Published:September 30, 2015DOI:https://doi.org/10.1016/j.ajog.2015.09.086

      Background

      HIV-seropositive women face high risk for infection with oncogenic human papillomavirus (oncHPV) types, abnormal Pap test results, and precancer, but cervical cancer risk is only modestly increased.
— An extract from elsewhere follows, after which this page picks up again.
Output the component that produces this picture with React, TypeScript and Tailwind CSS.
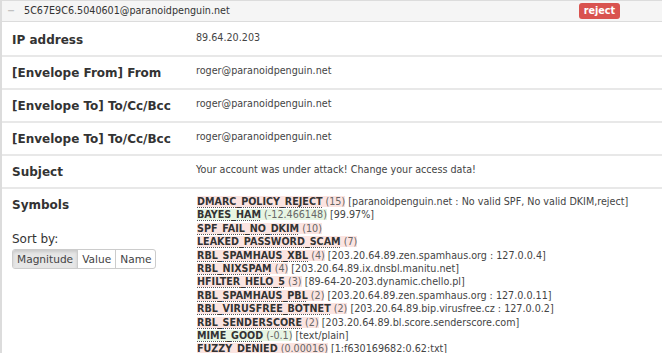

Human papillomavirus (HPV)16 is highly oncogenic but only weakly associated with HIV status and immunosuppression, suggesting HPV16 may have a greater innate ability to evade host immune surveillance than other oncHPV types, which in turn should result in a greater relative increase in the prevalence of other oncHPV types among women with cervical precancer.

      Objective

      We sought to assess whether the underrepresentation of HPV16 among HIV-seropositive relative to HIV-seronegative women remains among those with cervical precancers.

      Study Design

      HIV-seropositive and HIV-seronegative women in the Women’s Interagency HIV Study were screened for cervical intraepithelial neoplasia (CIN) grade ≥3 (CIN3+). DNA from >40 HPV types was detected by polymerase chain reaction in cervicovaginal lavage specimens obtained at the visit at which CIN3+ was diagnosed.

      Results

      HPV16 was detected in 13 (62%) of 21 HIV-seronegative women with CIN3+ but only 44 (29%) of 154 HIV-seropositive women with CIN3+ (P = .01). The lower prevalence of HPV16 in CIN3+ among HIV-seropositive women persisted after controlling for covariates (odds ratio [OR], 0.25; 95% confidence interval [CI], 0.08–0.78). The prevalence of other members of the HPV16-related alpha-9 oncHPV clade as a group was similar in HIV-infected and uninfected women with CIN3+ (OR, 1.02; 95% CI, 0.53–1.94). The prevalence of non-alpha-9 oncHPV types was increased in HIV-seropositive vs HIV-seronegative women with CIN3+ (OR, 3.9; 95% CI, 1.3–11.8).

      Conclusion

      The previously demonstrated increase in CIN3+ incidence among HIV-seropositive women is associated with lower HPV16 and higher non-alpha-9 oncHPV prevalence. This is consistent with prior reports that HIV has a weak effect on infection by HPV16 relative to other oncHPV and supports use of nonavalent HPV vaccine in HIV-seropositive women.